Beginning with the first line of the data below, extract each line up to and including the one containing "<h2>Additional Options</h2>". Copy them exactly and add nothing.

----------------------------------------

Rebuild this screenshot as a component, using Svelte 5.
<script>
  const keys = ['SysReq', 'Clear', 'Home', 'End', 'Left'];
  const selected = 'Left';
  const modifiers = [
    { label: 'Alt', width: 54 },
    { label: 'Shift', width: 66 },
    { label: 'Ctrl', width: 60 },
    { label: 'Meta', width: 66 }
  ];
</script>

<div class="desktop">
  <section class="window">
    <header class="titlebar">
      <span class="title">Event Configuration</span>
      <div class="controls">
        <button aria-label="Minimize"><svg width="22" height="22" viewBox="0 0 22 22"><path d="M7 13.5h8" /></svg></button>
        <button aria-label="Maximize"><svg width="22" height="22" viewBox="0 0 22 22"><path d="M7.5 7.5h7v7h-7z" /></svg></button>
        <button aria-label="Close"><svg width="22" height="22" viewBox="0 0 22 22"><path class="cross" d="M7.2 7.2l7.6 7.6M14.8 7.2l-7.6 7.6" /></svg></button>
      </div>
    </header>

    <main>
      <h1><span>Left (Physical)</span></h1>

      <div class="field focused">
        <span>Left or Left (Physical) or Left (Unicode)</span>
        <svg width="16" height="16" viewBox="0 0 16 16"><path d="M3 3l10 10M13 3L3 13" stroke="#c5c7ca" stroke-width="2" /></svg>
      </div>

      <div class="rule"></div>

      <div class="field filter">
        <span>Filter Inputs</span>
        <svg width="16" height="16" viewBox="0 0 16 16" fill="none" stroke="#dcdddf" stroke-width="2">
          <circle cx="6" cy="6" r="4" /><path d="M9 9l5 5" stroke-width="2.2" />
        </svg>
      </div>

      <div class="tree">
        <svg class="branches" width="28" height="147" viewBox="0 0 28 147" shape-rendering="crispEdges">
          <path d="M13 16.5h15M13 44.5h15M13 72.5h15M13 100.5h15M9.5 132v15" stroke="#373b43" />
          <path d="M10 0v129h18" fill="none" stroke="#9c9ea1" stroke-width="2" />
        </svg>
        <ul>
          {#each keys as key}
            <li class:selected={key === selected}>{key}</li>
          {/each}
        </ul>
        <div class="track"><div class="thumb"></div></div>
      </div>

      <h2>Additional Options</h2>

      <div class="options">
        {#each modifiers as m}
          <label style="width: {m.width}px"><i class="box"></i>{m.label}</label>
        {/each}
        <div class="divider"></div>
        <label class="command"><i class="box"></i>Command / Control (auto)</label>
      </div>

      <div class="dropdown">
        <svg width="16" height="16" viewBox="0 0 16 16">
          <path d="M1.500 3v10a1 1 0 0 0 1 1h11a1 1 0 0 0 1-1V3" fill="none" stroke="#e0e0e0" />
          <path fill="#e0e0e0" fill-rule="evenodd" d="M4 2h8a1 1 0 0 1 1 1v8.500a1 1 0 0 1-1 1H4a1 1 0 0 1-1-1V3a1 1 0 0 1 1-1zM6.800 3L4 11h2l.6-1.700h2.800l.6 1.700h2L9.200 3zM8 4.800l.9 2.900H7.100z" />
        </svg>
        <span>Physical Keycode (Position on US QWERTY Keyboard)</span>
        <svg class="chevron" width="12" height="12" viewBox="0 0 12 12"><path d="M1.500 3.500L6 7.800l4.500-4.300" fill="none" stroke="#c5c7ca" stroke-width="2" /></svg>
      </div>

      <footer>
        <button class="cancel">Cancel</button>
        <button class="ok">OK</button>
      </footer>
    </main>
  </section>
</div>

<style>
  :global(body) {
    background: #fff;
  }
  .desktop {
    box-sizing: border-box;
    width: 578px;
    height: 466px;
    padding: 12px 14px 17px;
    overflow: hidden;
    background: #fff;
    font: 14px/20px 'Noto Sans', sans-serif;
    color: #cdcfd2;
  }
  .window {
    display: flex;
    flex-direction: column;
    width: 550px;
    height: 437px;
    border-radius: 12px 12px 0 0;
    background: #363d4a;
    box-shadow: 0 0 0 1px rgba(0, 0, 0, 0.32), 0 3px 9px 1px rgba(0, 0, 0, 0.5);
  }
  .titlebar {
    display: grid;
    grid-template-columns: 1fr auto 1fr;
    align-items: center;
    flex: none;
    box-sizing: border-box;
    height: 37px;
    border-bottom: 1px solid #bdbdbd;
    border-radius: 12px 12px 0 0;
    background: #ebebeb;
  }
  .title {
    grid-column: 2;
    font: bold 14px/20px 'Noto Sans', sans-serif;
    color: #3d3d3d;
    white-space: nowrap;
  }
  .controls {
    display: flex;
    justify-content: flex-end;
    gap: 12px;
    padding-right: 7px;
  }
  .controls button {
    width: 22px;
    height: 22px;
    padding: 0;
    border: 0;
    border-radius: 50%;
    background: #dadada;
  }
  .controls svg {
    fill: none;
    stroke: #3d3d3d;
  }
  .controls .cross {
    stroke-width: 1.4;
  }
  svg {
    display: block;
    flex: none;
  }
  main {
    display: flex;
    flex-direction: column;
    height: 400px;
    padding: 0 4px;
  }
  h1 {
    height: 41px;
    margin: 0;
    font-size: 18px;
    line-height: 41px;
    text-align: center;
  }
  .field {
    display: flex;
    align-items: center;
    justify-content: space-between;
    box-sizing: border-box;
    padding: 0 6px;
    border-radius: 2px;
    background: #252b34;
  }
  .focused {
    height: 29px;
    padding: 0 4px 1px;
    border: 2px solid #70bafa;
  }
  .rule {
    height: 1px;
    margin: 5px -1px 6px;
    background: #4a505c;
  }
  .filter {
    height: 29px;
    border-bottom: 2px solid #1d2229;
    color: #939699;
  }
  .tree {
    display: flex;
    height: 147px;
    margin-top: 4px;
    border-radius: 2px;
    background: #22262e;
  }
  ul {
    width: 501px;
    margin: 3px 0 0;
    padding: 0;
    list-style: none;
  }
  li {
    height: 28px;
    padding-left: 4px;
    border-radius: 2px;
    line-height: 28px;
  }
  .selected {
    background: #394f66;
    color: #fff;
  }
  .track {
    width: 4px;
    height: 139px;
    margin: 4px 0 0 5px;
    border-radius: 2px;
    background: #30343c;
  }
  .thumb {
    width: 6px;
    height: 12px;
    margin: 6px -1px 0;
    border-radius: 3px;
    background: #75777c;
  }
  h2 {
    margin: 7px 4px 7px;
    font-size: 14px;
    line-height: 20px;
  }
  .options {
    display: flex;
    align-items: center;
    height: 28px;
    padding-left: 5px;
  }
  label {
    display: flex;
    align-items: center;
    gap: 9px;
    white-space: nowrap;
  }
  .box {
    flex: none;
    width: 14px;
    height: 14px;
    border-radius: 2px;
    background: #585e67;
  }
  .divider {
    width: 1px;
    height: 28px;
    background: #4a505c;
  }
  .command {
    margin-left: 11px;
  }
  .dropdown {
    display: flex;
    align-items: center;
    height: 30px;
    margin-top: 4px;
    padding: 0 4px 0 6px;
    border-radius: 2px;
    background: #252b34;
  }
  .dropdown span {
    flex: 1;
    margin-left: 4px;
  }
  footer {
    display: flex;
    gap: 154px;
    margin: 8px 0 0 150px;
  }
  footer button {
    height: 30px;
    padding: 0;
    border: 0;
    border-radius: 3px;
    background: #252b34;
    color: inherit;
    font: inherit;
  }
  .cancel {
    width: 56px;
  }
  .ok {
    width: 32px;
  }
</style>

----------------------------------------

Task answer
Rebuild this screenshot as a component, using Svelte 5.
<script>
  const keys = ['SysReq', 'Clear', 'Home', 'End', 'Left'];
  const selected = 'Left';
  const modifiers = [
    { label: 'Alt', width: 54 },
    { label: 'Shift', width: 66 },
    { label: 'Ctrl', width: 60 },
    { label: 'Meta', width: 66 }
  ];
</script>

<div class="desktop">
  <section class="window">
    <header class="titlebar">
      <span class="title">Event Configuration</span>
      <div class="controls">
        <button aria-label="Minimize"><svg width="22" height="22" viewBox="0 0 22 22"><path d="M7 13.5h8" /></svg></button>
        <button aria-label="Maximize"><svg width="22" height="22" viewBox="0 0 22 22"><path d="M7.5 7.5h7v7h-7z" /></svg></button>
        <button aria-label="Close"><svg width="22" height="22" viewBox="0 0 22 22"><path class="cross" d="M7.2 7.2l7.6 7.6M14.8 7.2l-7.6 7.6" /></svg></button>
      </div>
    </header>

    <main>
      <h1><span>Left (Physical)</span></h1>

      <div class="field focused">
        <span>Left or Left (Physical) or Left (Unicode)</span>
        <svg width="16" height="16" viewBox="0 0 16 16"><path d="M3 3l10 10M13 3L3 13" stroke="#c5c7ca" stroke-width="2" /></svg>
      </div>

      <div class="rule"></div>

      <div class="field filter">
        <span>Filter Inputs</span>
        <svg width="16" height="16" viewBox="0 0 16 16" fill="none" stroke="#dcdddf" stroke-width="2">
          <circle cx="6" cy="6" r="4" /><path d="M9 9l5 5" stroke-width="2.2" />
        </svg>
      </div>

      <div class="tree">
        <svg class="branches" width="28" height="147" viewBox="0 0 28 147" shape-rendering="crispEdges">
          <path d="M13 16.5h15M13 44.5h15M13 72.5h15M13 100.5h15M9.5 132v15" stroke="#373b43" />
          <path d="M10 0v129h18" fill="none" stroke="#9c9ea1" stroke-width="2" />
        </svg>
        <ul>
          {#each keys as key}
            <li class:selected={key === selected}>{key}</li>
          {/each}
        </ul>
        <div class="track"><div class="thumb"></div></div>
      </div>

      <h2>Additional Options</h2>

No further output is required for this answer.